All four browsers can export a CSV you import into a dedicated manager like Bitwarden. In Chrome and Edge, open the passwords page, click the kebab menu (three dots), and choose Export passwords. In Firefox, use the three-dot menu in Saved Logins, then Export Logins. In Safari on macOS Sonoma or later, go to Settings, Passwords, the three-dot menu, then Export All Passwords.
The exported file is plain text. When I migrated mine to Bitwarden, I imported and deleted the CSV in the same sitting — while it exists, it is the single most sensitive file on your computer.

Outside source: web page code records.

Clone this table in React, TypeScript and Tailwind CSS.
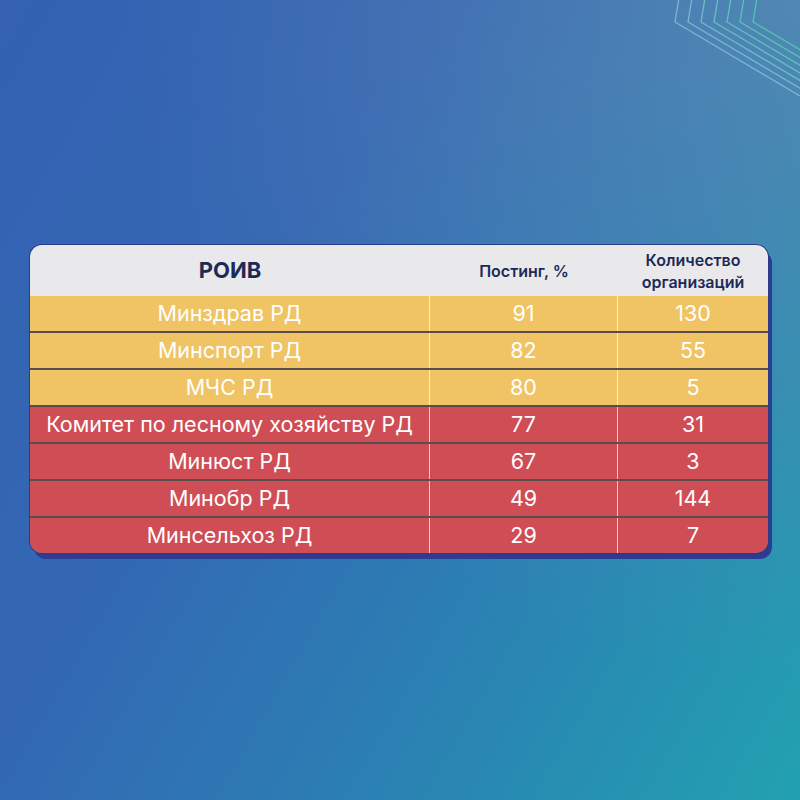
const rows = [
  { name: 'Минздрав РД', posting: 91, orgs: 130, tone: 'yellow' },
  { name: 'Минспорт РД', posting: 82, orgs: 55, tone: 'yellow' },
  { name: 'МЧС РД', posting: 80, orgs: 5, tone: 'yellow' },
  { name: 'Комитет по лесному хозяйству РД', posting: 77, orgs: 31, tone: 'red' },
  { name: 'Минюст РД', posting: 67, orgs: 3, tone: 'red' },
  { name: 'Минобр РД', posting: 49, orgs: 144, tone: 'red' },
  { name: 'Минсельхоз РД', posting: 29, orgs: 7, tone: 'red' },
];

function CornerLines() {
  const offsets = [0, 13, 26, 39, 52, 65, 78];
  const colors = ['#8ab8d8', '#7ebed4', '#72c4cc', '#68c8c4', '#5ecbbc', '#56cdb4', '#50cfac'];
  return (
    <svg className="absolute right-0 top-0" width="140" height="120" viewBox="0 0 140 120" fill="none">
      {offsets.map((o, i) => (
        <polyline
          key={o}
          points={`${19 + o},-2 ${15 + o},22 ${140 + o},96`}
          stroke={colors[i]}
          strokeWidth="1.3"
          opacity="0.9"
        />
      ))}
    </svg>
  );
}

export default function App() {
  return (
    <div className="relative w-[800px] h-[800px] overflow-hidden bg-[linear-gradient(120deg,#3461b2_0%,#3368b3_35%,#2b80b3_65%,#22a1b0_100%)] font-['Inter',sans-serif]">
      <div className="absolute inset-0 bg-[radial-gradient(circle_at_100%_0%,rgba(125,145,180,0.45),rgba(125,145,180,0)_60%)]" />
      <CornerLines />

      <div className="relative pt-[245px] pl-[30px]">
        <div className="w-[738px] rounded-[12px] overflow-hidden shadow-[0_0_0_1px_#2c3b8a,4px_6px_0_#2b3c92]">
          <div className="flex h-[51px] bg-[#e9e9eb] text-[#1d2a57]">
            <div className="w-[400px] flex items-center justify-center text-[22px] font-bold">РОИВ</div>
            <div className="w-[188px] flex items-center justify-center text-[16px] font-semibold">Постинг, %</div>
            <div className="w-[150px] flex flex-col items-center justify-center text-[16px] font-semibold leading-[22px]">
              <span>Количество</span>
              <span>организаций</span>
            </div>
          </div>
          {rows.map((r, i) => (
            <div
              key={r.name}
              className={
                'flex text-white text-[21.5px] ' +
                (i === 0 ? 'h-[35px] ' : 'h-[37px] border-t-2 border-[#5a4e4c] ') +
                (r.tone === 'yellow' ? 'bg-[#f0c465]' : 'bg-[#cf4e55]')
              }
            >
              <div className="w-[400px] flex items-center justify-center border-r border-white/70">{r.name}</div>
              <div className="w-[188px] flex items-center justify-center border-r border-white/70">{r.posting}</div>
              <div className="w-[150px] flex items-center justify-center">{r.orgs}</div>
            </div>
          ))}
        </div>
      </div>
    </div>
  );
}
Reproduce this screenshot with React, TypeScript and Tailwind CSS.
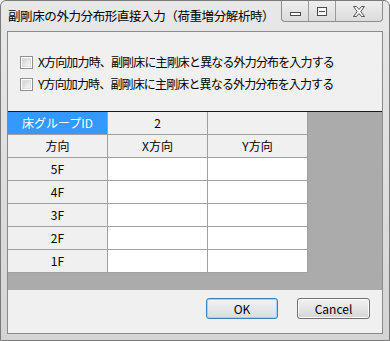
import React from 'react';

const font = { fontFamily: '"Noto Sans CJK JP", "Noto Sans", sans-serif' };

const Checkbox: React.FC<{ label: string }> = ({ label }) => (
  <label className="flex items-center h-[22px] pl-[12px] gap-[5px]">
    <span className="w-[13px] h-[13px] border border-[#8f8f8f] bg-white p-[1px] shrink-0">
      <span className="block w-full h-full border border-[#dedede] bg-gradient-to-br from-[#d2d2d2] to-[#f6f6f6]" />
    </span>
    <span className="text-[12px] tracking-[-0.85px] text-black leading-none">{label}</span>
  </label>
);

const Cell: React.FC<{ className?: string; children?: React.ReactNode }> = ({ className = '', children }) => (
  <div
    className={`h-[23px] border-r border-b border-[#a0a0a0] flex items-center justify-center text-[12px] leading-none ${className}`}
  >
    {children}
  </div>
);

const floors = ['5F', '4F', '3F', '2F', '1F'];

export default function App() {
  return (
    <div style={font} className="w-[390px] h-[341px] bg-white">
      <div className="w-[390px] h-[341px] rounded-t-[6px] border border-[#7a7a7a] bg-gradient-to-b from-[#e8e8e8] to-[#d4d4d4] flex flex-col">
        {/* タイトルバー */}
        <div className="h-[30px] flex items-start justify-between">
          <div className="pl-[7px] pt-[9px] text-[12.5px] leading-none tracking-[-0.4px] text-black whitespace-nowrap">
            副剛床の外力分布形直接入力（荷重増分解析時）
          </div>
          <div className="flex h-[21px] mr-[6px] border border-t-0 border-[#8c8c8c] rounded-b-[4px] bg-gradient-to-b from-[#eeeeee] to-[#dcdcdc] overflow-hidden">
            <div className="w-[27px] flex items-center justify-center border-r border-[#9a9a9a]">
              <span className="mt-[6px] w-[11px] h-[4px] border border-[#4a4a4a] bg-white" />
            </div>
            <div className="w-[27px] flex items-center justify-center border-r border-[#9a9a9a]">
              <span className="w-[10px] h-[9px] border border-[#4a4a4a] bg-white p-[1px]">
                <span className="block w-full h-[3px] border-b border-[#4a4a4a]" />
              </span>
            </div>
            <div className="w-[46px] flex items-center justify-center">
              <svg width="14" height="11" viewBox="0 0 14 11">
                <path
                  d="M1.5 0.5 H4.5 L7 3.5 L9.5 0.5 H12.5 L8.8 5.5 L12.5 10.5 H9.5 L7 7.5 L4.5 10.5 H1.5 L5.2 5.5 Z"
                  fill="#ffffff"
                  stroke="#555555"
                  strokeWidth="1"
                />
              </svg>
            </div>
          </div>
        </div>

        {/* クライアント領域 */}
        <div className="mx-[6px] h-[303px] border border-[#8a8a8a] bg-[#f0f0f0] flex flex-col">
          <div className="h-[79px] pt-[19px] flex flex-col">
            <Checkbox label="X方向加力時、副剛床に主剛床と異なる外力分布を入力する" />
            <Checkbox label="Y方向加力時、副剛床に主剛床と異なる外力分布を入力する" />
          </div>

          <div className="h-[179px] border-t border-[#1a1a1a] bg-[#ababab]">
            <div className="grid grid-cols-[100px_100px_100px] w-[300px]">
              <Cell className="bg-[#3399ff] text-white">床グループID</Cell>
              <Cell className="bg-[#f0f0f0]">2</Cell>
              <Cell className="bg-[#f0f0f0]" />
              <Cell className="bg-[#f0f0f0]">方向</Cell>
              <Cell className="bg-[#f0f0f0]">X方向</Cell>
              <Cell className="bg-[#f0f0f0]">Y方向</Cell>
              {floors.map((f) => (
                <React.Fragment key={f}>
                  <Cell className="bg-[#f0f0f0]">{f}</Cell>
                  <Cell className="bg-white" />
                  <Cell className="bg-white" />
                </React.Fragment>
              ))}
            </div>
          </div>

          <div className="flex-1 flex justify-end items-start pt-[8px] pr-[12px] gap-[19px]">
            <button className="w-[72px] h-[21px] rounded-[3px] border border-[#3c7fb1] bg-gradient-to-b from-[#f0f4f8] to-[#d8dde2] text-[12px] leading-none text-black shadow-[inset_0_0_0_1px_#9fd4f3]">
              OK
            </button>
            <button className="w-[73px] h-[21px] rounded-[3px] border border-[#707070] bg-gradient-to-b from-[#f2f2f2] to-[#d6d6d6] text-[12px] leading-none text-black shadow-[inset_0_0_0_1px_#fcfcfc]">
              Cancel
            </button>
          </div>
        </div>
      </div>
    </div>
  );
}
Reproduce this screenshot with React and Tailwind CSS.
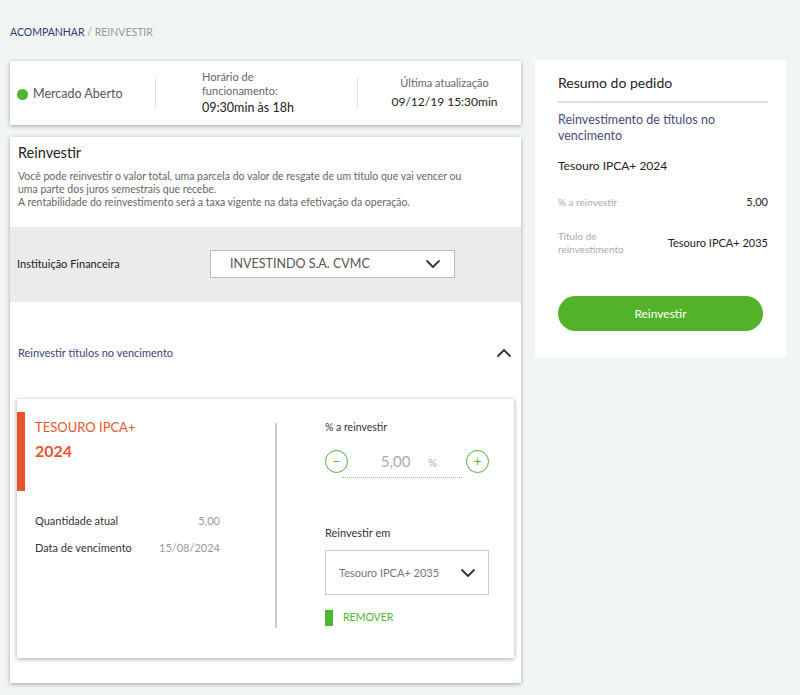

Export, import, and delete the CSV in one session so an unencrypted password list never lingers on disk.
Common Mistakes to Avoid
1. Leaving an exported CSV on your desktop. An unencrypted file containing every saved password is a single point of compromise. Fix: import it into your manager and delete the file immediately, then empty the trash.
2. Ignoring breach alerts. Dismissing a flagged-password warning without changing it leaves that account open to credential-stuffing. Fix: open the flagged entry and set a new, unique password the same day.
3. Thinking “delete from browser” closes the account. Removing a saved login only clears the browser’s record; the account on the website still exists. Fix: log in directly to close or update the account itself.
4. Skipping Firefox’s Primary Password. Without one, anyone who opens Firefox on your machine can read every saved login. Fix: enable it at Settings, Privacy & Security, Logins and Passwords, “Use a Primary Password.”
5. Sharing a device while still signed in. Saved passwords follow your browser profile. Fix: sign out or switch to a guest profile before handing the device to anyone else.
Frequently Asked Questions
Is it safe to save passwords in my browser?
Yes, it is reasonably safe on a private, password-protected device. Browser managers lack features like encrypted sharing and emergency access, but for example, on my own locked laptop with Windows Hello enabled, a saved-password reveal requires my PIN every time — a solid baseline for most people.
Can someone read my saved passwords without knowing my login?
Not easily on most browsers, because they gate reveals behind device authentication. Chrome and Edge require your Windows PIN or Windows Hello, and Safari requires Touch ID or your passcode. Firefox is the exception: when I tested it without a Primary Password set, anyone could read the full list, so set one.
Why can’t I find a password I know I saved?
It is usually stored under a different URL variation or a different sync account. For example, I once lost a login because it was saved under the HTTP version of a site that later moved to HTTPS, so I had to search every profile I use.
Can I manage passwords across Chrome, Firefox, and Edge from one place?
Not natively, because each browser syncs only within its own ecosystem. A cross-browser manager like Bitwarden fixes this; I installed it as an extension in all three and now my credentials live outside any single browser.
Will my passwords disappear if I uninstall a browser?
Not for account-synced browsers, but yes for local-only ones. Chrome and Edge restore passwords when you reinstall and sign in, while my Firefox local-only logins were erased with the app until I started exporting them first.
Conclusion
Your browser already has a fully functional password manager — most people just never open it. Spending five minutes to review saved credentials, act on breach alerts, and remove old entries is one of the most practical security habits you can build. When you want more control, export everything to a free cross-browser tool like Bitwarden and open your password manager today.